DESCRIPTION OF THE TASK:
Retype all of the listing exactly, passing over any picture you find.

PROVIDED DATA:
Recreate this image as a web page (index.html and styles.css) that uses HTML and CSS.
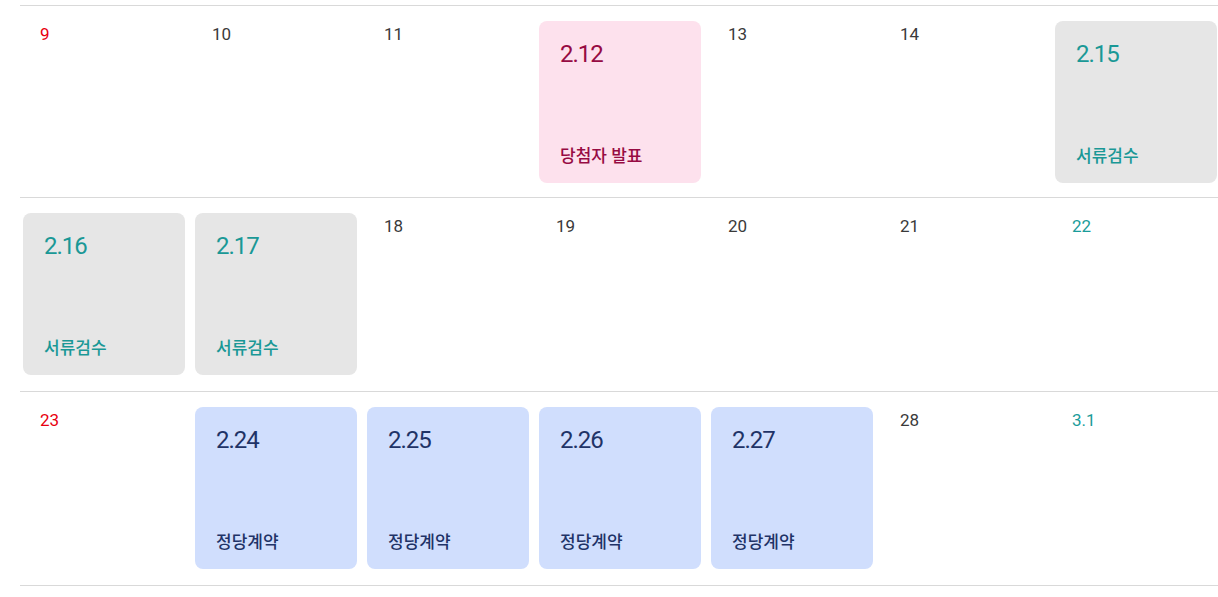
FILE: index.html
```html
<!DOCTYPE html>
<html lang="ko">
<head>
    <meta charset="UTF-8">
    <title>일정 달력</title>
    <link rel="stylesheet" href="styles.css">
</head>
<body>
<div class="calendar">
    <div class="week">
        <div class="day sun">9</div>
        <div class="day">10</div>
        <div class="day">11</div>
        <div class="event pink">
            <span class="event-date">2.12</span>
            <span class="event-name">당첨자 발표</span>
        </div>
        <div class="day">13</div>
        <div class="day">14</div>
        <div class="event gray">
            <span class="event-date">2.15</span>
            <span class="event-name">서류검수</span>
        </div>
    </div>
    <div class="week">
        <div class="event gray">
            <span class="event-date">2.16</span>
            <span class="event-name">서류검수</span>
        </div>
        <div class="event gray">
            <span class="event-date">2.17</span>
            <span class="event-name">서류검수</span>
        </div>
        <div class="day">18</div>
        <div class="day">19</div>
        <div class="day">20</div>
        <div class="day">21</div>
        <div class="day sat">22</div>
    </div>
    <div class="week">
        <div class="day sun">23</div>
        <div class="event blue">
            <span class="event-date">2.24</span>
            <span class="event-name">정당계약</span>
        </div>
        <div class="event blue">
            <span class="event-date">2.25</span>
            <span class="event-name">정당계약</span>
        </div>
        <div class="event blue">
            <span class="event-date">2.26</span>
            <span class="event-name">정당계약</span>
        </div>
        <div class="event blue">
            <span class="event-date">2.27</span>
            <span class="event-name">정당계약</span>
        </div>
        <div class="day">28</div>
        <div class="day sat">3.1</div>
    </div>
</div>
</body>
</html>
```

FILE: styles.css
```css
* {
    margin: 0;
    padding: 0;
    box-sizing: border-box;
}

html, body {
    height: 100%;
    overflow: hidden;
}

body {
    background: #fff;
    font-family: Roboto, "Noto Sans CJK KR", sans-serif;
    color: #3a3a3a;
}

.calendar {
    width: 1204px;
    margin: 5px 0 0 20px;
    border-top: 1px solid #d9d9d9;
}

.week {
    display: grid;
    grid-template-columns: repeat(7, 162px);
    column-gap: 10px;
    padding: 15px 0 16px 3px;
    border-bottom: 1px solid #d9d9d9;
}

.week:first-child {
    padding-bottom: 14px;
}

.day {
    height: 162px;
    padding: 3px 17px;
    font-size: 17px;
    line-height: 20px;
}

.sun {
    color: #e8000f;
}

.sat {
    color: #1a9c9a;
}

.event {
    height: 162px;
    padding: 18px 20px 15px 21px;
    border-radius: 8px;
    display: flex;
    flex-direction: column;
    justify-content: space-between;
}

.event-date {
    font-size: 24px;
    line-height: 31px;
    letter-spacing: -1px;
}

.event-name {
    font-size: 17px;
    line-height: 23px;
    font-weight: 500;
}

.pink {
    background: #fde1ed;
    color: #970b43;
}

.gray {
    background: #e6e6e6;
    color: #1a9896;
}

.blue {
    background: #d0defd;
    color: #1f3367;
}
```
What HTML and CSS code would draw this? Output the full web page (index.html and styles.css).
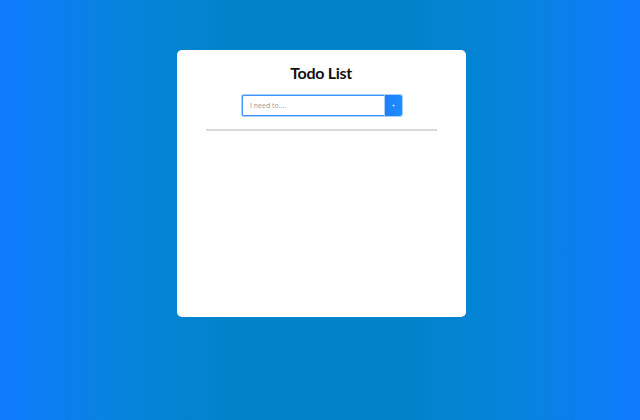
FILE: index.html
```
<!DOCTYPE html>
<html>
<head>
<meta charset="utf-8">
<link rel="stylesheet" href="styles.css">
</head>
<body>
<div class="card">
  <h1 class="title">Todo List</h1>
  <form class="add-form">
    <input class="add-input" type="text" placeholder="I need to....">
    <button class="add-btn" type="button">+</button>
  </form>
  <hr class="divider">
  <ul class="list"></ul>
</div>
</body>
</html>
```
FILE: styles.css
```
html, body {
  margin: 0;
  height: 100%;
}
body {
  background: linear-gradient(to right, #0f7bff 0%, #0584d8 22%, #0083c8 38%, #0083c8 62%, #0584d8 78%, #0f7bff 100%);
  font-family: "Lato", "Open Sans", sans-serif;
  overflow: hidden;
}
.card {
  box-sizing: border-box;
  width: 289px;
  height: 267px;
  margin: 50px auto 0;
  padding: 12px 29px 0;
  background: #fff;
  border-radius: 5px;
  display: flex;
  flex-direction: column;
  align-items: center;
  position: relative;
  left: 1px;
}
.title {
  margin: 0;
  font-family: "Lato", sans-serif;
  font-size: 16px;
  line-height: 21px;
  font-weight: 700;
  color: #111;
  letter-spacing: -0.3px;
}
.add-form {
  display: flex;
  margin-top: 12px;
  width: 160px;
  height: 21px;
  position: relative;
  left: 1px;
}
.add-input {
  flex: 1;
  min-width: 0;
  box-sizing: border-box;
  height: 21px;
  margin: 0;
  border: 1px solid #3d95ff;
  border-right: none;
  border-radius: 2px 0 0 2px;
  box-shadow: 0 0 0 1px #a9cfff;
  padding: 0 7px;
  font-family: "Open Sans", sans-serif;
  font-size: 7px;
  outline: none;
}
.add-input::placeholder {
  color: #999;
}
.add-btn {
  width: 17px;
  height: 21px;
  margin: 0;
  padding: 0;
  border: none;
  border-radius: 0 2px 2px 0;
  background: linear-gradient(to right, #1f7dff, #1a8fff);
  color: #fff;
  font-size: 5px;
  line-height: 21px;
  box-shadow: 0 0 0 1px #a9cfff;
}
.divider {
  width: 100%;
  height: 2px;
  border: none;
  background: #d9d9d9;
  margin: 13px 0 0;
}
.list {
  margin: 0;
  padding: 0;
  list-style: none;
}
```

COMPLETE RESPONSE:
Recreate this image as a web page (index.html and styles.css) that uses HTML and CSS.
FILE: index.html
```html
<!DOCTYPE html>
<html lang="ko">
<head>
    <meta charset="UTF-8">
    <title>일정 달력</title>
    <link rel="stylesheet" href="styles.css">
</head>
<body>
<div class="calendar">
    <div class="week">
        <div class="day sun">9</div>
        <div class="day">10</div>
        <div class="day">11</div>
        <div class="event pink">
            <span class="event-date">2.12</span>
            <span class="event-name">당첨자 발표</span>
        </div>
        <div class="day">13</div>
        <div class="day">14</div>
        <div class="event gray">
            <span class="event-date">2.15</span>
            <span class="event-name">서류검수</span>
        </div>
    </div>
    <div class="week">
        <div class="event gray">
            <span class="event-date">2.16</span>
            <span class="event-name">서류검수</span>
        </div>
        <div class="event gray">
            <span class="event-date">2.17</span>
            <span class="event-name">서류검수</span>
        </div>
        <div class="day">18</div>
        <div class="day">19</div>
        <div class="day">20</div>
        <div class="day">21</div>
        <div class="day sat">22</div>
    </div>
    <div class="week">
        <div class="day sun">23</div>
        <div class="event blue">
            <span class="event-date">2.24</span>
            <span class="event-name">정당계약</span>
        </div>
        <div class="event blue">
            <span class="event-date">2.25</span>
            <span class="event-name">정당계약</span>
        </div>
        <div class="event blue">
            <span class="event-date">2.26</span>
            <span class="event-name">정당계약</span>
        </div>
        <div class="event blue">
            <span class="event-date">2.27</span>
            <span class="event-name">정당계약</span>
        </div>
        <div class="day">28</div>
        <div class="day sat">3.1</div>
    </div>
</div>
</body>
</html>
```

FILE: styles.css
```css
* {
    margin: 0;
    padding: 0;
    box-sizing: border-box;
}

html, body {
    height: 100%;
    overflow: hidden;
}

body {
    background: #fff;
    font-family: Roboto, "Noto Sans CJK KR", sans-serif;
    color: #3a3a3a;
}

.calendar {
    width: 1204px;
    margin: 5px 0 0 20px;
    border-top: 1px solid #d9d9d9;
}

.week {
    display: grid;
    grid-template-columns: repeat(7, 162px);
    column-gap: 10px;
    padding: 15px 0 16px 3px;
    border-bottom: 1px solid #d9d9d9;
}

.week:first-child {
    padding-bottom: 14px;
}

.day {
    height: 162px;
    padding: 3px 17px;
    font-size: 17px;
    line-height: 20px;
}

.sun {
    color: #e8000f;
}

.sat {
    color: #1a9c9a;
}

.event {
    height: 162px;
    padding: 18px 20px 15px 21px;
    border-radius: 8px;
    display: flex;
    flex-direction: column;
    justify-content: space-between;
}

.event-date {
    font-size: 24px;
    line-height: 31px;
    letter-spacing: -1px;
}

.event-name {
    font-size: 17px;
    line-height: 23px;
    font-weight: 500;
}

.pink {
    background: #fde1ed;
    color: #970b43;
}

.gray {
    background: #e6e6e6;
    color: #1a9896;
}

.blue {
    background: #d0defd;
    color: #1f3367;
}
```
What HTML and CSS code would draw this? Output the full web page (index.html and styles.css).
FILE: index.html
```
<!DOCTYPE html>
<html>
<head>
<meta charset="utf-8">
<link rel="stylesheet" href="styles.css">
</head>
<body>
<div class="card">
  <h1 class="title">Todo List</h1>
  <form class="add-form">
    <input class="add-input" type="text" placeholder="I need to....">
    <button class="add-btn" type="button">+</button>
  </form>
  <hr class="divider">
  <ul class="list"></ul>
</div>
</body>
</html>
```
FILE: styles.css
```
html, body {
  margin: 0;
  height: 100%;
}
body {
  background: linear-gradient(to right, #0f7bff 0%, #0584d8 22%, #0083c8 38%, #0083c8 62%, #0584d8 78%, #0f7bff 100%);
  font-family: "Lato", "Open Sans", sans-serif;
  overflow: hidden;
}
.card {
  box-sizing: border-box;
  width: 289px;
  height: 267px;
  margin: 50px auto 0;
  padding: 12px 29px 0;
  background: #fff;
  border-radius: 5px;
  display: flex;
  flex-direction: column;
  align-items: center;
  position: relative;
  left: 1px;
}
.title {
  margin: 0;
  font-family: "Lato", sans-serif;
  font-size: 16px;
  line-height: 21px;
  font-weight: 700;
  color: #111;
  letter-spacing: -0.3px;
}
.add-form {
  display: flex;
  margin-top: 12px;
  width: 160px;
  height: 21px;
  position: relative;
  left: 1px;
}
.add-input {
  flex: 1;
  min-width: 0;
  box-sizing: border-box;
  height: 21px;
  margin: 0;
  border: 1px solid #3d95ff;
  border-right: none;
  border-radius: 2px 0 0 2px;
  box-shadow: 0 0 0 1px #a9cfff;
  padding: 0 7px;
  font-family: "Open Sans", sans-serif;
  font-size: 7px;
  outline: none;
}
.add-input::placeholder {
  color: #999;
}
.add-btn {
  width: 17px;
  height: 21px;
  margin: 0;
  padding: 0;
  border: none;
  border-radius: 0 2px 2px 0;
  background: linear-gradient(to right, #1f7dff, #1a8fff);
  color: #fff;
  font-size: 5px;
  line-height: 21px;
  box-shadow: 0 0 0 1px #a9cfff;
}
.divider {
  width: 100%;
  height: 2px;
  border: none;
  background: #d9d9d9;
  margin: 13px 0 0;
}
.list {
  margin: 0;
  padding: 0;
  list-style: none;
}
```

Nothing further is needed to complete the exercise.